General characteristics
- Tonnage: 8,282 GRT
- Displacement: 3,433 DWT
- Length: 124.19 m (407.4 ft)
- Beam: 16.03 m (52.6 ft)
- Decks: 8
- Ice class: 1D
- Installed power: 2 x Wichmann Diesel, 7,375 horsepower
- Speed: 15.5 knots
- Capacity: 200
- Crew: 144

= Ocean Diamond =

Expedition cruise ship

Diamond XI was a cruise ship renamed in 2024, previously operated by Quark Expeditions as Ocean Diamond. She was previously named Song of Flower, Explorer Starship and Le Diamant.

In late 2011, Compagnie du Ponant sold the ship to investors who transferred the ship to Quark Expeditions. Quark has operated the ship as the Ocean Diamond since November 2012. In August 2024, the Diamond XI was seen beached in Aliağa, Turkey for scrap.

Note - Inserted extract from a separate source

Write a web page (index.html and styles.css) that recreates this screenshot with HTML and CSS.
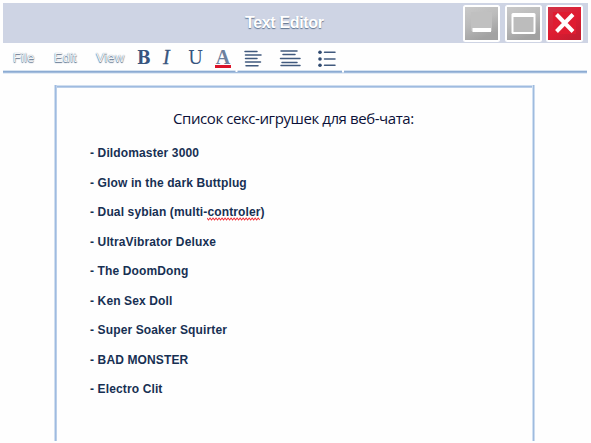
FILE: index.html
```html
<!DOCTYPE html>
<html lang="ru">
<head>
<meta charset="utf-8">
<title>Text Editor</title>
<link rel="stylesheet" href="styles.css">
</head>
<body>
<div class="window">
  <header class="titlebar">
    <h1 class="title">Text Editor</h1>
    <div class="controls">
      <svg class="control" viewBox="0 0 37 37"><rect width="37" height="37" rx="2.5" fill="#fff"/><rect x="2" y="2" width="33" height="33" fill="url(#gray)"/><rect x="8" y="7" width="21" height="19" fill="#c0c0c0"/><rect x="9.500" y="23" width="18.500" height="4" fill="#fff"/></svg>
      <svg class="control" viewBox="0 0 37 37"><rect width="37" height="37" rx="2.500" fill="#fff"/><rect x="2" y="2" width="33" height="33" fill="url(#gray)"/><rect x="6.500" y="8" width="24" height="21" rx="1.500" fill="#fff"/><rect x="8.500" y="12" width="20" height="15" fill="#bcbcbc"/></svg>
      <svg class="control" viewBox="0 0 37 37"><rect width="37" height="37" rx="2.500" fill="#fff"/><rect x="2" y="2" width="33" height="33" fill="url(#red)"/><rect x="7" y="7" width="23" height="22" fill="#df1c31"/><path d="M10.500 9.500 27 26.500M27 9.500 10.500 26.500" stroke="#fff" stroke-width="4"/></svg>
    </div>
  </header>
  <nav class="toolbar">
    <span class="menu">File</span>
    <span class="menu">Edit</span>
    <span class="menu">View</span>
    <span class="tool bold">B</span>
    <span class="tool italic">I</span>
    <span class="tool underline">U</span>
    <span class="tool color">A</span>
    <svg class="aligns" viewBox="0 0 96 20"><g fill="none" stroke="#40597d" stroke-width="1.500" stroke-linecap="round"><path d="M1 3.500H13M1.500 7H17M1.500 10.500H13M1.500 14H16.500M2 17.800H14M37 3H53M39 6.500H51M36.500 10.500H56M38 14.500H53M37 17.500H56M80.500 4.200H91M80.500 11H91M80.500 17.300H91"/></g><g fill="#304a70"><circle cx="76" cy="4.200" r="1.800"/><circle cx="76" cy="11" r="1.800"/><circle cx="76" cy="17.300" r="1.800"/></g></svg>
  </nav>
  <svg class="rule" viewBox="0 0 584 4"><rect y=".3" width="584" height="3.200" fill="#c5d7ec"/><rect y="1" width="584" height="1.600" fill="#8cabd2"/><path d="M233.500 0v2M340 0v2.500" stroke="#fff" stroke-width="2"/></svg>
  <main class="page">
    <h2 class="heading">Список секс-игрушек для веб-чата:</h2>
    <ul class="list">
      <li>- Dildomaster 3000</li>
      <li>- Glow in the dark Buttplug</li>
      <li>- Dual sybian (multi-<span class="misspelled">controler<svg class="squiggle" viewBox="0 0 53 4" preserveAspectRatio="none"><path d="M0 1l1.500 2L3 1l1.500 2L6 1l1.500 2L9 1l1.500 2L12 1l1.500 2L15 1l1.500 2L18 1l1.500 2L21 1l1.500 2L24 1l1.500 2L27 1l1.500 2L30 1l1.500 2L33 1l1.500 2L36 1l1.500 2L39 1l1.500 2L42 1l1.500 2L45 1l1.500 2L48 1l1.500 2L51 1l1.500 2" fill="none" stroke="#f32d35"/></svg></span>)</li>
      <li>- UltraVibrator Deluxe</li>
      <li>- The DoomDong</li>
      <li>- Ken Sex Doll</li>
      <li>- Super Soaker Squirter</li>
      <li>- BAD MONSTER</li>
      <li>- Electro Clit</li>
    </ul>
  </main>
</div>
<svg class="defs" width="0" height="0"><defs>
  <linearGradient id="gray" x2=".4" y2="1"><stop stop-color="#c9c9c9"/><stop offset=".5" stop-color="#bbb"/><stop offset="1" stop-color="#a2a2a2"/></linearGradient>
  <linearGradient id="red" x2=".7" y2="1"><stop stop-color="#cf3448"/><stop offset=".6" stop-color="#de1c32"/><stop offset="1" stop-color="#c51d31"/></linearGradient>
</defs></svg>
</body>
</html>
```
FILE: styles.css
```css
* { box-sizing: border-box; }
html, body { height: 100%; }
body {
  margin: 0;
  overflow: hidden;
  background: #fefefe;
  font-family: "Liberation Sans", Arial, sans-serif;
}
.window { height: 443px; padding: 3px 3px 0; }
.titlebar {
  display: flex;
  height: 40px;
  background: #ced4e4;
}
.title {
  width: 460px;
  margin: 0;
  padding-left: 242px;
  font-size: 16px;
  line-height: 39px;
  letter-spacing: -0.35px;
  color: #fff;
  text-shadow: 0 1px 1px #60748f;
  white-space: nowrap;
}
.controls { display: flex; gap: 4.5px; padding-top: 2px; }
.control { display: block; width: 37px; height: 37px; }
.toolbar {
  display: grid;
  grid-template-columns: 41px 42px 41px 26px 25px 27px 29px auto;
  height: 27px;
  padding-left: 10px;
  white-space: nowrap;
}
.menu {
  font-size: 13px;
  line-height: 29px;
  letter-spacing: 0.15px;
  color: #f4f6f9;
  text-shadow: 0 1px 1px #5e748f, 0 0 1px #6d809b;
}
.tool {
  font-family: "DejaVu Serif", serif;
  font-size: 18px;
  line-height: 29px;
  color: #38557e;
}
.bold {
  font-family: "DejaVu Serif Condensed", "DejaVu Serif", serif;
  font-stretch: condensed;
  font-weight: bold;
}
.italic { font-family: "Liberation Serif", serif; font-size: 20px; font-style: italic; -webkit-text-stroke: 0.3px #38557e; }
.color {
  width: 16px;
  height: 25px;
  border-bottom: 3px solid #dc1429;
  text-align: center;
  font-family: "Liberation Serif", serif;
  font-size: 20px;
  font-weight: bold;
  color: #6d819e;
}
.aligns { display: block; width: 96px; height: 20px; margin-top: 5px; }
.rule { display: block; width: 584px; height: 4px; }
.page {
  width: 481px;
  height: 356px;
  margin: 11px 0 0 51px;
  padding: 21px 3px 0;
  background:
    linear-gradient(90deg, #d0deef 1px, #9fbbe0 1px 2px, #bbcfe9 2px) 0 0 / 3px 100% no-repeat,
    linear-gradient(90deg, #d0e0f2 1px, #9fbbde 1px 2px, #ccdcef 2px) 100% 0 / 3px 100% no-repeat,
    linear-gradient(#d0deef 1px, #9fbbe0 1px 2px, #bbcfe9 2px) 0 0 / 100% 3px no-repeat;
}
.heading {
  margin: 0;
  padding-left: 116px;
  font: 400 15px/24px "Open Sans", "Noto Sans", sans-serif;
  letter-spacing: -0.42px;
  color: #0b1038;
  white-space: nowrap;
}
.list { margin: 9px 0 0 33px; padding: 0; list-style: none; }
.list li {
  height: 29.5px;
  font-size: 12px;
  font-weight: bold;
  line-height: 29.5px;
  letter-spacing: 0.13px;
  color: #173053;
  white-space: nowrap;
}
.misspelled { position: relative; }
.squiggle { position: absolute; left: 0; top: 12px; width: 100%; height: 4px; }
.defs { position: absolute; }
```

==Expert in Residence program==
Ocean Diamond had an Expert in Residence program, which enabled scientists, polar researchers, historians and other experts to undertake field work from the ship. The experts included Jonathan Shackleton, Falcon Scott, and Sue Flood. Passengers were able to assist the experts in their work.